_The task:_
Write out every line below that includes the word "with".

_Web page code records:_
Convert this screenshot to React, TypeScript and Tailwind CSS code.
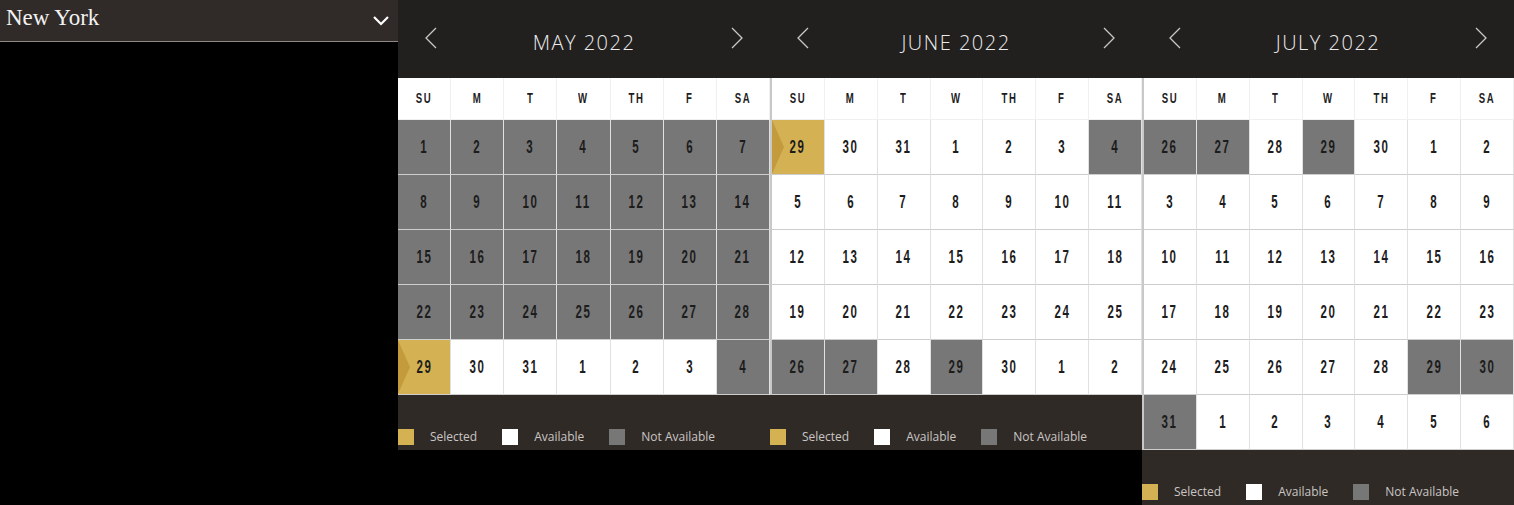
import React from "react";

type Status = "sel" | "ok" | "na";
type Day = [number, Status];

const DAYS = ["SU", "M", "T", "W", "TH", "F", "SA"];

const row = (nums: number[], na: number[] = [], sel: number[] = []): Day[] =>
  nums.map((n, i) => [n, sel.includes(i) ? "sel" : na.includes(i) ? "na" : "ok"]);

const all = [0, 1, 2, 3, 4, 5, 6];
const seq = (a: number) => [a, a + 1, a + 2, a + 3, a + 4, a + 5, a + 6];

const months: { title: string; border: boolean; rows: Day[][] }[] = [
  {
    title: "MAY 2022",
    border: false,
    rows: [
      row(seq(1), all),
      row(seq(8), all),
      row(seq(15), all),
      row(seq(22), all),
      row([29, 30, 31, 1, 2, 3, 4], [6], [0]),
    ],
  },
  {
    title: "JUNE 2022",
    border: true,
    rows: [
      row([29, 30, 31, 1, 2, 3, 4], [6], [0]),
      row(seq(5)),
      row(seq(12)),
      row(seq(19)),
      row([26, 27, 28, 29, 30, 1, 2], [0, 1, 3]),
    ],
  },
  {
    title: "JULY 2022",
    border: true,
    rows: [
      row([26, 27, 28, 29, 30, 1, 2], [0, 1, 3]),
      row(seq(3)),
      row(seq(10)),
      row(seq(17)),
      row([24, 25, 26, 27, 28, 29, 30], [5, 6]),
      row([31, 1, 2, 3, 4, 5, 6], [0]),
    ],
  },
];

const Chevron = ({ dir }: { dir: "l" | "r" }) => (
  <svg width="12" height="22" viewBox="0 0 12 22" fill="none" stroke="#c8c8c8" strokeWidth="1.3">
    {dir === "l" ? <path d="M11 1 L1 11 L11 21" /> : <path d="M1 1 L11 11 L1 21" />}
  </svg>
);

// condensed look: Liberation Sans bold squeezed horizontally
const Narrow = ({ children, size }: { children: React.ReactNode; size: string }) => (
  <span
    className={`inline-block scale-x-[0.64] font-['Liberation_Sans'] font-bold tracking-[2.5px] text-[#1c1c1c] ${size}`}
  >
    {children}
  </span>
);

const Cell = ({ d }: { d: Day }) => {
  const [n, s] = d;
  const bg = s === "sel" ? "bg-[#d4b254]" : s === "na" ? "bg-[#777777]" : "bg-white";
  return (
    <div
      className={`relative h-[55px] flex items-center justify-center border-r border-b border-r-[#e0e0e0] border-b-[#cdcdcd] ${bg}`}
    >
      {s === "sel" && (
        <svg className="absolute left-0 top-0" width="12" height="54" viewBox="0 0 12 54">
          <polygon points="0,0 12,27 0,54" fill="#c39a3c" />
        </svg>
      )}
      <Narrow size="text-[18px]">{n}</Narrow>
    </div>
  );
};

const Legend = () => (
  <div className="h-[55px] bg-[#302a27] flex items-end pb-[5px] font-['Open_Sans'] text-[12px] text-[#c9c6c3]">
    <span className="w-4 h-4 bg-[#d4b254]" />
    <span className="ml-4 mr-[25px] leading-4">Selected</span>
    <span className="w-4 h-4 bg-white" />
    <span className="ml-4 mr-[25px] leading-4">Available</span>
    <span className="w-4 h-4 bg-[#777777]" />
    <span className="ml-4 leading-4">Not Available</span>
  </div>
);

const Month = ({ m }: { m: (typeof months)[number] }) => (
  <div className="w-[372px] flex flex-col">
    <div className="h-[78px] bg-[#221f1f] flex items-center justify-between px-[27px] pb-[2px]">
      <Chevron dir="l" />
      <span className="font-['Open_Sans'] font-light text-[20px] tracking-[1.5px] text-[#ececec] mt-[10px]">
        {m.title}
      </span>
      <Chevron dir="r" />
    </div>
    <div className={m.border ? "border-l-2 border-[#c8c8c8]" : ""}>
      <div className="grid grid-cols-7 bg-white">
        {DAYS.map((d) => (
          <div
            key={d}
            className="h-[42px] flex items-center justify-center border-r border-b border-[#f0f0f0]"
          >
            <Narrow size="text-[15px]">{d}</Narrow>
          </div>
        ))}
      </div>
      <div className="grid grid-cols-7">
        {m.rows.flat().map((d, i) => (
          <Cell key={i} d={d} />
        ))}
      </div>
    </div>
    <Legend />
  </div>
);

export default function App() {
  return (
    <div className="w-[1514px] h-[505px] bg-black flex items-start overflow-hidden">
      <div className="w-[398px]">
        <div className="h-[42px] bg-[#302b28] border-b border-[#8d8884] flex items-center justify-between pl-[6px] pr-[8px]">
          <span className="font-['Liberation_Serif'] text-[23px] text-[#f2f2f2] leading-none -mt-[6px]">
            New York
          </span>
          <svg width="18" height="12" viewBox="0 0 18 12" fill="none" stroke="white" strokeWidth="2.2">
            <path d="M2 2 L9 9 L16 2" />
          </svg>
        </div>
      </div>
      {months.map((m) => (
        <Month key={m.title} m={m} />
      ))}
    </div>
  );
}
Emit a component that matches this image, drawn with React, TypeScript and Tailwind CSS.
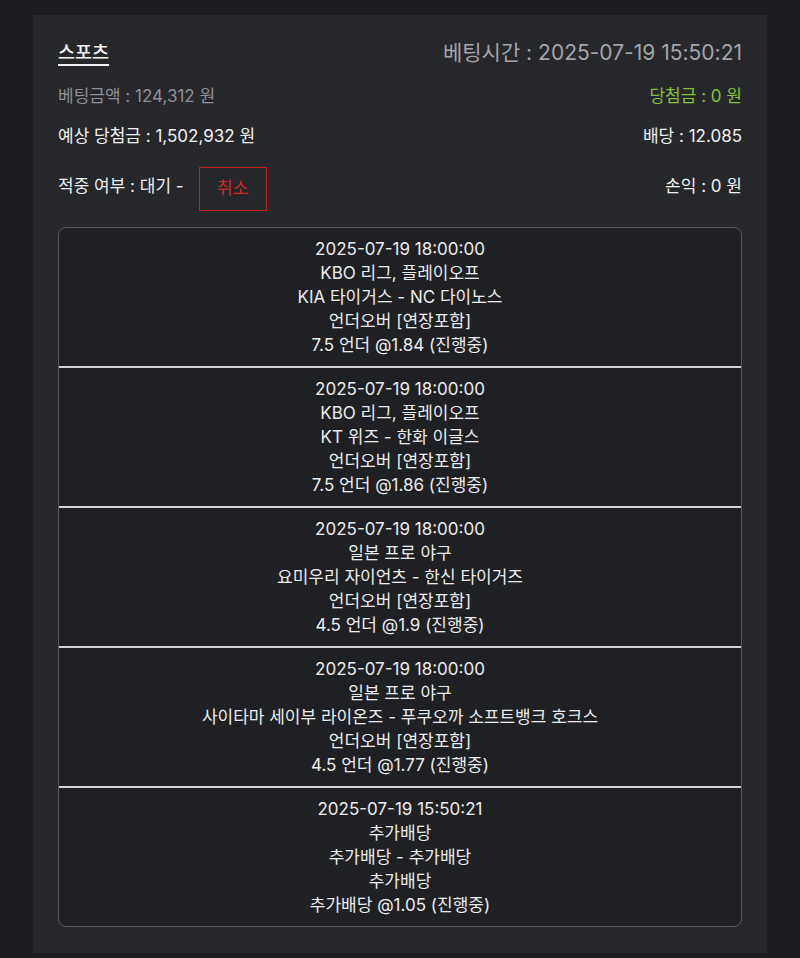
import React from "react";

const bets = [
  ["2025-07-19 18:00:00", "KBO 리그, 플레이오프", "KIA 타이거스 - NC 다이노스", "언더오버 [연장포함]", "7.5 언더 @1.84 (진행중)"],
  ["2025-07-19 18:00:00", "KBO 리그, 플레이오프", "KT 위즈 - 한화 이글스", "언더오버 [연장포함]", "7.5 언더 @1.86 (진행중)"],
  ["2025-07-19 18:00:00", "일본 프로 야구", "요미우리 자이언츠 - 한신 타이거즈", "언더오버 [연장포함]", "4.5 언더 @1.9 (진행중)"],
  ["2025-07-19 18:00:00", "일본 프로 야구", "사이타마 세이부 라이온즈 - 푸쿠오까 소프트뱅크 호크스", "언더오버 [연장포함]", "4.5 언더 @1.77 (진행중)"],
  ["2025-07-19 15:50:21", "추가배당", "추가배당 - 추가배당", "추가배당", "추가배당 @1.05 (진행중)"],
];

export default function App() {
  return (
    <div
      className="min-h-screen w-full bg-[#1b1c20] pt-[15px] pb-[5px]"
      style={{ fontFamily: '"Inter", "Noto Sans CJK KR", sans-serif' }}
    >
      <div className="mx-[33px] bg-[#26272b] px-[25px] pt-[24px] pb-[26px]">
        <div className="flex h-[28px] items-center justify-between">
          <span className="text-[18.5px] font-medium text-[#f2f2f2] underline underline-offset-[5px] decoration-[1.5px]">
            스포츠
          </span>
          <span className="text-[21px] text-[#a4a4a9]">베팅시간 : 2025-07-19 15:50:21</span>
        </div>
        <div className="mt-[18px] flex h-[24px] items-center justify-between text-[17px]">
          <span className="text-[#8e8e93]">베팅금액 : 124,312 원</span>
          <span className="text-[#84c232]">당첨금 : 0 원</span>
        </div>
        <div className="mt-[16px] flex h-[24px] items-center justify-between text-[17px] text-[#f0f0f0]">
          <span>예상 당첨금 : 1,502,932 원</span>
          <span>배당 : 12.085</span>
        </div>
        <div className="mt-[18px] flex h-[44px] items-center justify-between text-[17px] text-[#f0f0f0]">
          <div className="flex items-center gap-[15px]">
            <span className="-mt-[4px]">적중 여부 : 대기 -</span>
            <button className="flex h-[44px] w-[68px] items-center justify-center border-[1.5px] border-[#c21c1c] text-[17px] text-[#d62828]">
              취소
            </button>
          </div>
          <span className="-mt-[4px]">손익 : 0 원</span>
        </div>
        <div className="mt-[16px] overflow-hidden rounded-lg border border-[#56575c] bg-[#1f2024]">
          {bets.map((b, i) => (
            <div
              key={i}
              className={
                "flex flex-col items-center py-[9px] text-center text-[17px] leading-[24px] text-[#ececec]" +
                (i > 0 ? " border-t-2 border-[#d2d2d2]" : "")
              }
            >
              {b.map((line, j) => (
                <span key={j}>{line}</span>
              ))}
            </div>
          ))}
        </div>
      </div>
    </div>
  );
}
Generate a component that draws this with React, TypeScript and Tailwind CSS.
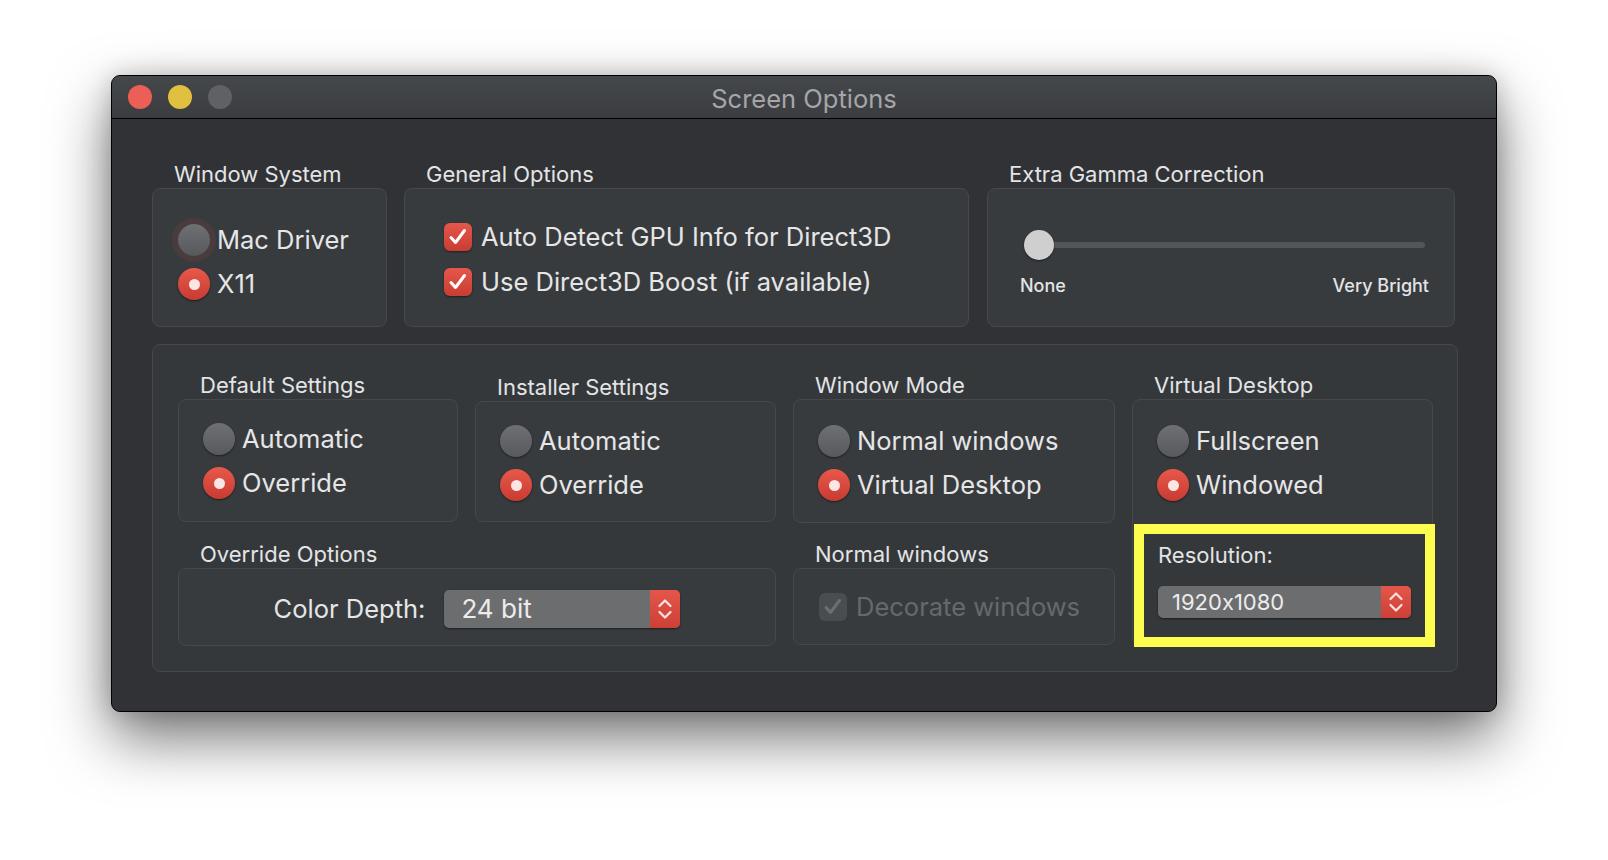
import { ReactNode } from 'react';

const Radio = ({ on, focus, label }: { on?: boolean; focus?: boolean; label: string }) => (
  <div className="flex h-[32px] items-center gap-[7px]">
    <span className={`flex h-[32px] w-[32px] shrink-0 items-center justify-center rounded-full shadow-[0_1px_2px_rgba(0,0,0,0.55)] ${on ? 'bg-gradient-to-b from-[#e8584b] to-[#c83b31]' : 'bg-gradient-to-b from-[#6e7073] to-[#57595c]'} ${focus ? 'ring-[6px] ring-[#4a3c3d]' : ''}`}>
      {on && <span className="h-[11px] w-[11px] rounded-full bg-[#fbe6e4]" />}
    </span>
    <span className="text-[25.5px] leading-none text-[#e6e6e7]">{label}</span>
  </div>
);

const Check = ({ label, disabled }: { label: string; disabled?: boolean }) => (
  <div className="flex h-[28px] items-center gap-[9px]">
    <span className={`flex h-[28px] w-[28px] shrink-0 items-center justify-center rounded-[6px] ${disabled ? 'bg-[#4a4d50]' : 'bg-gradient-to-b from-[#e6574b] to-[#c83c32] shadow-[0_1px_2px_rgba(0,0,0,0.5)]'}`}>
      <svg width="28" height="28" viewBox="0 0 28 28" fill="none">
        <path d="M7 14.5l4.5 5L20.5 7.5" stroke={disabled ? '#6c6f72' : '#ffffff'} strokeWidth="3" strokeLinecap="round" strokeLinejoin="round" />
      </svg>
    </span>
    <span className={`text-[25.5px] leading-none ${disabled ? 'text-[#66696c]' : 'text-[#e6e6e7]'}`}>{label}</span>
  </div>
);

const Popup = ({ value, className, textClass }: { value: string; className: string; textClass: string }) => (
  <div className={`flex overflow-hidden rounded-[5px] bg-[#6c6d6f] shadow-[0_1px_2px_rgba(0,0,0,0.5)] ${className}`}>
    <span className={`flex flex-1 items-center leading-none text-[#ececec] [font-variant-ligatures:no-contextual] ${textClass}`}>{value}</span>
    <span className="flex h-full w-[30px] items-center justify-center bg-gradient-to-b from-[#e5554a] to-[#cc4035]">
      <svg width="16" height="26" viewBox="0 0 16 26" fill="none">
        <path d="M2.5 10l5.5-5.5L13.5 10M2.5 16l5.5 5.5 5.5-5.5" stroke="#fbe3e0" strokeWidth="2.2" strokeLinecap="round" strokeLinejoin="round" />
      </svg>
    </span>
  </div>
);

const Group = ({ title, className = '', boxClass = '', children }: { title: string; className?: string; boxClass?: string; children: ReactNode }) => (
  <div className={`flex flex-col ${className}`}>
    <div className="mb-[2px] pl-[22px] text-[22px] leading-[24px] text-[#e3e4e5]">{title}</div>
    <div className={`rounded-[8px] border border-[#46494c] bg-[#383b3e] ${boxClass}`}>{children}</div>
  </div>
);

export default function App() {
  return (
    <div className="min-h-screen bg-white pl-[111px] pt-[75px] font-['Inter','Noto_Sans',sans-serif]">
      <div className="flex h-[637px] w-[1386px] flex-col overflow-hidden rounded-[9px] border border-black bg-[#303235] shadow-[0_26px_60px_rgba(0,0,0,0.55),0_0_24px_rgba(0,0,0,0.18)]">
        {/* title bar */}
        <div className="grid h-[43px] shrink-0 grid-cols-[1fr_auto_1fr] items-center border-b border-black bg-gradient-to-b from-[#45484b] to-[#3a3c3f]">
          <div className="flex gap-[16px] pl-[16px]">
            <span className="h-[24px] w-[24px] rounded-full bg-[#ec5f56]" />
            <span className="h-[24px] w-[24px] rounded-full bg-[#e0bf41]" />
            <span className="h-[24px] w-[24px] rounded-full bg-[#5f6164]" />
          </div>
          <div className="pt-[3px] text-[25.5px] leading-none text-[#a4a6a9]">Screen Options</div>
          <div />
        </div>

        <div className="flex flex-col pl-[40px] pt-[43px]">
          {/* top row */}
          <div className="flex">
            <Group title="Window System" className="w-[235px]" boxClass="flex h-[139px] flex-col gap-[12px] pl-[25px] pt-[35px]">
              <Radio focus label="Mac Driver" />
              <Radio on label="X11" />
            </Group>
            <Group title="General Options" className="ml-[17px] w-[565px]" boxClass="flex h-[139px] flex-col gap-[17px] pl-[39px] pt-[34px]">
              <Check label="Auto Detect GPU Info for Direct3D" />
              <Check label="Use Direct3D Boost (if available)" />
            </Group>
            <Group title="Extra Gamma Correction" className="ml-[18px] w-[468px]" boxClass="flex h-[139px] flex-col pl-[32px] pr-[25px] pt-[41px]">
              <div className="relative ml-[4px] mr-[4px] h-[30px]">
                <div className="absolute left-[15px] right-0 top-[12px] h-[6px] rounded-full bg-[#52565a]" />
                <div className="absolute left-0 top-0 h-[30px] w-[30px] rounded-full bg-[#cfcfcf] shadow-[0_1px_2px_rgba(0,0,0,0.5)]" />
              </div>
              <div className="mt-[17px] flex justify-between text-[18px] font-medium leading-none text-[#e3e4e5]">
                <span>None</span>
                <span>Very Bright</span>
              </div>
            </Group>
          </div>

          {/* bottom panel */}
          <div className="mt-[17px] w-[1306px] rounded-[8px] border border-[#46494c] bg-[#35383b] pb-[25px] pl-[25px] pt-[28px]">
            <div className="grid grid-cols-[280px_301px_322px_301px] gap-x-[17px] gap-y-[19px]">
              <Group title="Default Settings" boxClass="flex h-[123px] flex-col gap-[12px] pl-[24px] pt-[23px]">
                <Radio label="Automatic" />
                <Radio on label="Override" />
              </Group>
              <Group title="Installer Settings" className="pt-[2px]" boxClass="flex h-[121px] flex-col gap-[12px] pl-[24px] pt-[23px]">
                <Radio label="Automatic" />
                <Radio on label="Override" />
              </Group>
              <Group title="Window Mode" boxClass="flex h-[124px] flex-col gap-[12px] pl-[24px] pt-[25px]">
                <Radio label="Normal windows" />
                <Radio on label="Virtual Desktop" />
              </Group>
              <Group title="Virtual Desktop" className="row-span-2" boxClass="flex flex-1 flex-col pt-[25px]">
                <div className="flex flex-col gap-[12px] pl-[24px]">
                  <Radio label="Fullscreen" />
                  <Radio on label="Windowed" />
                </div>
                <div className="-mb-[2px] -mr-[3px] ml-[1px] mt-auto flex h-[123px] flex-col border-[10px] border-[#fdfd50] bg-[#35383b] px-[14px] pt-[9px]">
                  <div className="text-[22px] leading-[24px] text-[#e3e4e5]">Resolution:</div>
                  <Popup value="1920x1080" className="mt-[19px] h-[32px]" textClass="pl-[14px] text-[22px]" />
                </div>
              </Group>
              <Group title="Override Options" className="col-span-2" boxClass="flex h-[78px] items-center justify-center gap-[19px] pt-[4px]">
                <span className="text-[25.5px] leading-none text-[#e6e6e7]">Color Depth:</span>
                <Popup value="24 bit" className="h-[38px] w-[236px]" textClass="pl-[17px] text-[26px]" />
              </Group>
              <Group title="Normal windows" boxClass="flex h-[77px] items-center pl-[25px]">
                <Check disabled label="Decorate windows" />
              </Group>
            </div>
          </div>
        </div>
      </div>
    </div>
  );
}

_Task response:_
Emit a component that matches this image, drawn with React, TypeScript and Tailwind CSS.
Generate a component that draws this with React, TypeScript and Tailwind CSS.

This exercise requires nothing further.